There's also the fact that it's filmed in the UK and in Bristol and what better way to support the British film industry than to watch a film that was made and filmed right here. The bonus is that the film is actually very good and has strong performances, which leads me to the other reason I was drawn to it, Helen McCrory. Not only is she good but she also delivers a character that is brimming with sexuality, and not in a Hollywood way but in a realistic way.
Flying Blind is a great example of British film making.
Through her lecturing she meets a foreign student, well educated, eager to learn and who also seems to share an attraction that brings the two together in a passionate affair. However she is under close scrutiny as she works on such a sensitive and secretive project and it isn't long before her company's security visit her and discuss the affair, questioning the motives of her student and lover and planting doubts in her own mind. Is he using her to get to the project or are the stereotypes and prejudices around her getting inside her head and threatening this new found relationship?
I am going to leap directly towards Helen McCrory for she's a great actress who delivers a superb natural performance throughout the film that is thoroughly convincing and makes you completely believe in her character and understanding her dilemma. What's more, and it isn't something that I've particularly thought about in relation to her before, is that she is incredibly sensual and really does show some sexually charged scenes, she's not only a great actress she can also get the heart racing too, and she did.
I admit that I'm writing this review a little while after seeing the film and working from my extensive notes and memories but some of these scenes stick in my mind extremely well and most of them where McCrory is at the fore. Her performance here, although not as risqué does remind me of moments in actresses careers such as Sharon Stone's in Basic Instinct just with much more depth and class. She's older than Hollywood would typically portray such a character and playing a strong and positive female role, something you might not typically see and she deserves plenty of recognition for it.
Of course it isn't all about McCrory for there are other aspects to the film that help it be the strong thriller it is. Her character and the story around it are very well written delivering a realistic and modern story that doesn't leap on clichés and stereotypes. It presents the characters and ideas in a modern and real world view filled with shades of grey and a cloudy moralistic stance.
What I found most interesting was the presentation of the father's arguments, played by Kenneth Cranham, and how they seemed to reflect the logical and perhaps audience wide feelings more than any other character. He was on the edge watching what was happening and I felt I tended to agree with him more than any other character, even more than the leading character. You could see her making poor decisions but the film never makes any judgement calls on any of the characters preferring to present them as they are, give the different characters different viewpoints, let the main character make her mistakes as she is caught up in her emotions and allow the audience to connect with whomever they felt closest too without judgements or preaching of morals.
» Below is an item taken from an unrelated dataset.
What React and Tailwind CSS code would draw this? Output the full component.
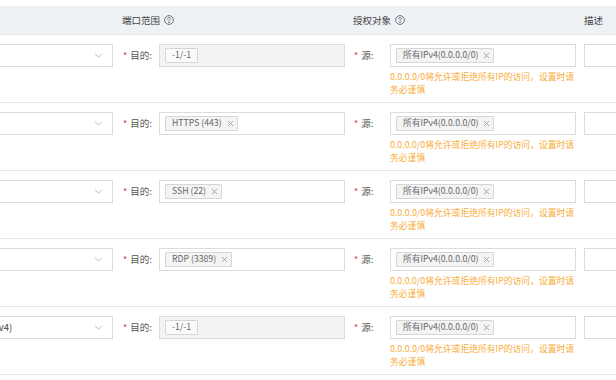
import React from 'react';

const rows = [
  { proto: '', dest: '-1/-1', locked: true },
  { proto: '', dest: 'HTTPS (443)' },
  { proto: '', dest: 'SSH (22)' },
  { proto: '', dest: 'RDP (3389)' },
  { proto: '全部 ICMP(IPv4)', dest: '-1/-1', locked: true },
];

const HelpIcon = () => (
  <svg className="w-[10px] h-[10px] ml-[4px]" viewBox="0 0 10 10" fill="none" stroke="#666" strokeWidth="0.9">
    <circle cx="5" cy="5" r="4.4" />
    <path d="M3.6 3.9a1.4 1.4 0 1 1 2 1.2c-.45.25-.6.55-.6 1.05" strokeLinecap="round" />
    <circle cx="5" cy="7.5" r="0.35" fill="#666" />
  </svg>
);

const Close = () => (
  <svg className="w-[7px] h-[7px]" viewBox="0 0 8 8" stroke="#999" strokeWidth="1">
    <path d="M1 1l6 6M7 1L1 7" />
  </svg>
);

const Tag = ({ label, closable, locked }) => (
  <span className={`inline-flex items-center gap-[5px] h-[15px] pl-[6px] border border-[#d6d6d6] rounded-[1px] text-[8.7px] text-[#666] leading-none whitespace-nowrap ${closable ? 'pr-[3px]' : 'pr-[6px]'} ${locked ? 'bg-[#fafafa]' : 'bg-[#f4f4f4]'}`}>
    {label}
    {closable && <Close />}
  </span>
);

const Label = ({ children }) => (
  <div className="w-[37px] h-[23px] flex items-center pl-[1px] text-[9.5px] text-[#555] shrink-0 whitespace-nowrap">
    <span className="text-[#e4393c] mr-[3px] text-[9px]">*</span>
    {children}
  </div>
);

export default function App() {
  return (
    <div className="w-[616px] h-[380px] overflow-hidden bg-white pt-[6px] font-['Noto_Sans_CJK_SC','Noto_Sans',sans-serif]">
      <div className="ml-[-75px] w-[820px]">
        {/* header */}
        <div className="flex items-center h-[29px] bg-[#eef1f5] border-b border-[#e2e4e8] text-[9.5px] text-[#444]">
          <div className="w-[197px] shrink-0" />
          <div className="w-[231px] shrink-0 flex items-center">端口范围<HelpIcon /></div>
          <div className="w-[231px] shrink-0 flex items-center">授权对象<HelpIcon /></div>
          <div>描述</div>
        </div>

        {rows.map((r, i) => (
          <div key={i} className="flex items-start h-[68px] pt-[9px] border-b border-[#e6e6e6]">
            {/* protocol select */}
            <div className="w-[197px] shrink-0">
              <div className="w-[188px] h-[23px] border border-[#dcdcdc] flex items-center justify-between pl-[17px] pr-[9px] text-[9.5px] text-[#444]">
                <span className="whitespace-nowrap">{r.proto}</span>
                <svg className="w-[9px] h-[5px]" viewBox="0 0 10 6" fill="none" stroke="#aaa" strokeWidth="1">
                  <path d="M1 1l4 4 4-4" />
                </svg>
              </div>
            </div>

            {/* port range */}
            <div className="w-[231px] shrink-0 flex items-start">
              <Label>目的:</Label>
              <div className={`w-[186px] h-[23px] border border-[#dcdcdc] flex items-center pl-[5px] ${r.locked ? 'bg-[#f3f3f3]' : 'bg-white'}`}>
                <Tag label={r.dest} closable={!r.locked} locked={r.locked} />
              </div>
            </div>

            {/* source */}
            <div className="w-[231px] shrink-0 flex items-start">
              <Label>源:</Label>
              <div className="w-[186px]">
                <div className="h-[23px] border border-[#dcdcdc] flex items-center pl-[5px]">
                  <Tag label="所有IPv4(0.0.0.0/0)" closable />
                </div>
                <div className="mt-[3px] text-[8.8px] leading-[13px] text-[#f9ad3a] whitespace-nowrap">
                  <div>0.0.0.0/0将允许或拒绝所有IP的访问，设置时请</div>
                  <div>务必谨慎</div>
                </div>
              </div>
            </div>

            {/* description */}
            <div className="w-[120px] h-[23px] border border-[#dcdcdc]" />
          </div>
        ))}
      </div>
    </div>
  );
}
The story plays cleverly on current world paranoia; exposing them in the clear day of such a direct story and making you look at them in a cold, hard light that hopefully should have you reconsidering them. Not that I'm giving anything away for the story, just that seeing them played out by some of the ancillary characters and how they then affect the leading lady, bringing out her own paranoia and then how that affects her life is quite revealing and shows us the negative aspects that such stereotyping has.
We shouldn't forget as well that there is a strong modern love story in here too and Flying Blind doesn't just deliver a thriller but a passionate, sexual and character rich story. You feel for the two characters at times and the romantic and passionate scenes feel part of their relationship helping to build it rather than, in so many films you see, just tacked on for thrills and an extra dimension to the story.
The thriller is nicely paced and does give you a few unexpected turns, you're never totally sure which side people really are on and who is right or wrong, and those uncertainties carry right through to the end as the story blurs the lines of right and wrong and of black and white very well.
Flying Blind is a superbly written and well paced thriller that is character and story rich reflecting modern and more realistic characters than you might normally see. Helen McCrory gives a superb performance and delivered another side to her character over the one I was expecting to see. With a nicely filmed and engaging story around her you will find yourself drawn into the story and your preconceptions quietly challenged.
I really enjoyed Flying Blind, it's an intelligent and adult British thriller that is a breath of fresh air in a world of pandering teen friendly stories. Here we're challenged and made to think and at the same time engaged and entertained. I'd very much recommend Flying Blind.